Last week, Iowa Pacific Holdings told Warren County officials it would back off its plan to store empty tanker cars on tracks in the Adirondacks if the county compensated it for lost revenue. The company estimates the revenue would be seven figures.
No money was forthcoming, and this week Iowa Pacific moved more than two dozen tanker cars through the Adirondacks to park them on a siding near the Boreas River in the town of Minerva. Click here to watch a video of the cars moving through North River.
The aerial photo above shows just how close to the Boreas the cars are.
As it did here, Iowa Pacific offered to move the cars for a fee—in this case, $275,000, according to the Chicago Tribune.
“In my opinion, these guys are railroad trolls,” Matt Garrison, a developer, told the Tribune. “They want to get paid to move out of the way.”
Iowa Pacific’s lawyer, David Michaud, defended the offer as fair.
One concern of Adirondack environmentalists is that the tankers could leak and contaminate the environment, including the Boreas River. The Boreas is designated a Scenic River in the state’s Wild, Scenic, and Recreational Rivers System.
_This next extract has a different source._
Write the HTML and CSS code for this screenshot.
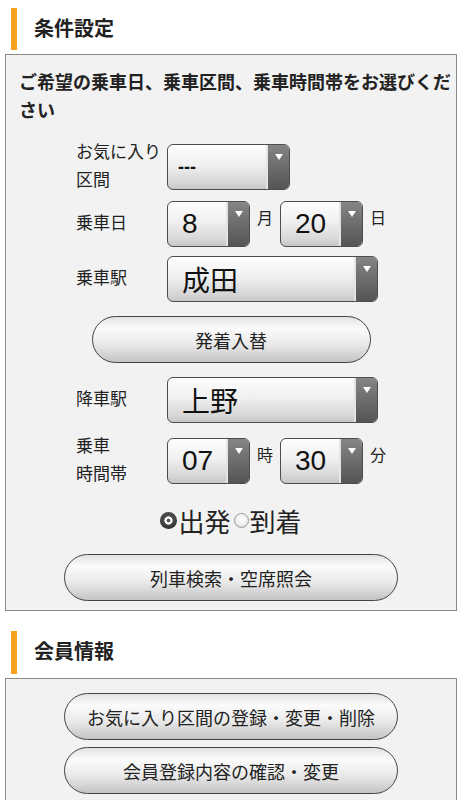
FILE: index.html
```html
<!DOCTYPE html>
<html lang="ja">
<head>
<meta charset="utf-8">
<title>条件設定</title>
<link rel="stylesheet" href="styles.css">
</head>
<body>
<h2 class="sec-title sec-first">条件設定</h2>
<div class="box">
  <p class="lead">ご希望の乗車日、乗車区間、乗車時間帯をお選びください</p>
  <div class="row row-fav">
    <span class="label">お気に入り区間</span>
    <div class="sel sel-fav"><span class="val val-small">---</span><span class="arrow"></span></div>
  </div>
  <div class="row row-date">
    <span class="label">乗車日</span>
    <div class="sel sel-num"><span class="val">8</span><span class="arrow"></span></div>
    <span class="unit">月</span>
    <div class="sel sel-num"><span class="val">20</span><span class="arrow"></span></div>
    <span class="unit">日</span>
  </div>
  <div class="row row-from">
    <span class="label">乗車駅</span>
    <div class="sel sel-st"><span class="val">成田</span><span class="arrow"></span></div>
  </div>
  <div class="btn btn-swap">発着入替</div>
  <div class="row row-to">
    <span class="label">降車駅</span>
    <div class="sel sel-st"><span class="val">上野</span><span class="arrow"></span></div>
  </div>
  <div class="row row-time">
    <span class="label">乗車<br>時間帯</span>
    <div class="sel sel-num"><span class="val">07</span><span class="arrow"></span></div>
    <span class="unit">時</span>
    <div class="sel sel-num"><span class="val">30</span><span class="arrow"></span></div>
    <span class="unit">分</span>
  </div>
  <div class="radios">
    <span class="radio radio-on"></span><span class="rtext">出発</span>
    <span class="radio radio-off"></span><span class="rtext">到着</span>
  </div>
  <div class="btn btn-wide btn-search">列車検索・空席照会</div>
</div>

<h2 class="sec-title sec-second">会員情報</h2>
<div class="box box-member">
  <div class="btn btn-wide btn-m1">お気に入り区間の登録・変更・削除</div>
  <div class="btn btn-wide btn-m2">会員登録内容の確認・変更</div>
</div>
</body>
</html>
```

FILE: styles.css
```css
html, body {
  margin: 0;
  padding: 0;
  background: #ffffff;
}
body {
  font-family: "Liberation Sans", "Noto Sans CJK JP", sans-serif;
  color: #222;
  width: 463px;
}
.sec-title {
  margin: 0 0 0 11px;
  height: 42px;
  line-height: 42px;
  border-left: 6px solid #f7a21b;
  padding-left: 17px;
  font-size: 20px;
  font-weight: bold;
  color: #222;
}
.sec-first { margin-top: 8px; }
.sec-second { margin-top: 20px; height: 43px; line-height: 43px; }
.box {
  margin: 4px 6px 0 5px;
  border: 1px solid #8a8a8a;
  background: #f2f2f2;
  padding: 14px 4px 9px 13px;
  display: flex;
  flex-direction: column;
}
.lead {
  margin: 0;
  font-size: 18px;
  line-height: 28px;
  font-weight: bold;
}
.row {
  display: flex;
  align-items: center;
  margin-left: 57px;
}
.row-fav { margin-top: 14px; }
.row-date { margin-top: 6px; }
.row-from { margin-top: 9px; }
.row-to { margin-top: 14px; }
.row-time { margin-top: 10px; }
.label {
  width: 89px;
  margin-right: 2px;
  font-size: 17px;
  line-height: 28px;
  flex: none;
}
.sel {
  display: flex;
  height: 44px;
  border: 1px solid #4d4d4d;
  border-radius: 6px;
  overflow: hidden;
  background: linear-gradient(to bottom, #fefefe 0%, #f0f0f0 45%, #d6d6d6 85%, #c6c6c6 100%);
  box-sizing: content-box;
  flex: none;
}
.sel-fav { width: 121px; }
.sel-num { width: 81px; }
.sel-st { width: 209px; }
.val {
  flex: 1;
  display: flex;
  align-items: center;
  padding-left: 14px;
  font-size: 28px;
  color: #111;
}
.val-small {
  padding-left: 10px;
  font-size: 18px;
  font-weight: bold;
}
.arrow {
  width: 21px;
  flex: none;
  border-left: 2px solid #e4e4e4;
  background: linear-gradient(to bottom, #858585 0%, #6a6a6a 55%, #555 100%);
  position: relative;
}
.arrow::after {
  content: "";
  position: absolute;
  left: 7px;
  top: 9px;
  border-left: 4px solid transparent;
  border-right: 4px solid transparent;
  border-top: 6px solid #fff;
}
.unit {
  font-size: 16px;
  margin: 0 7px 10px 7px;
  line-height: 20px;
}
.btn {
  align-self: center;
  box-sizing: border-box;
  height: 47px;
  border: 1px solid #444;
  border-radius: 24px;
  display: flex;
  align-items: center;
  justify-content: center;
  font-size: 18px;
  color: #222;
  background: linear-gradient(to bottom, #e2e2e2 0%, #fbfbfb 25%, #eaeaea 60%, #c4c4c4 100%);
}
.box .btn { margin-right: 9px; }
.btn-swap {
  width: 279px;
  margin-top: 14px;
}
.btn-wide { width: 334px; }
.btn-search { margin-top: 16px; }
.radios {
  display: flex;
  align-items: center;
  justify-content: center;
  margin-top: 13px;
  margin-right: 9px;
  height: 36px;
  font-size: 26px;
}
.rtext { margin: 0 1px; }
.radio {
  display: inline-block;
  border-radius: 50%;
  box-sizing: border-box;
  flex: none;
}
.radio-on {
  width: 17px;
  height: 17px;
  margin-left: 1px;
  background: radial-gradient(circle at center, #555 0 1.6px, #fff 2.2px 3.8px, #4a4a4a 4.4px 100%);
  box-shadow: inset 0 -2px 3px rgba(0,0,0,0.4);
}
.radio-off {
  width: 15px;
  height: 15px;
  margin-left: 2px;
  border: 1px solid #9a9a9a;
  background: radial-gradient(circle at 50% 40%, #ffffff 0%, #f0f0f0 50%, #cfcfcf 100%);
}
.box-member {
  padding-top: 14px;
  padding-bottom: 20px;
}
.btn-m2 { margin-top: 7px; }
```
Peter Bauer, executive director of Protect the Adirondacks, said in a news release today that there are “28 used oil tankers cars” on the tracks north of North Woods Club Road. The tracks cut through the Vanderwhacker Mountain Wild Forest Area. “Each tanker car is roughly 58 feet in length and the 28 cars lined nearly one-third of a mile of rail track,” Bauer said.
The news release said Minerva Supervisor Stephen McNally opposes the storage plan. “There are many groups and individuals who work tirelessly to keep the Adirondack Park as the jewel that it is, but I cannot see how storing these cars goes along with this vision,” McNally is quoted as saying.
The state Department of Environmental Conservation and Adirondack Park Agency say they are looking into what can be done about the railcars. The company, however, contends that that the state does not have jurisdiction over the railroad.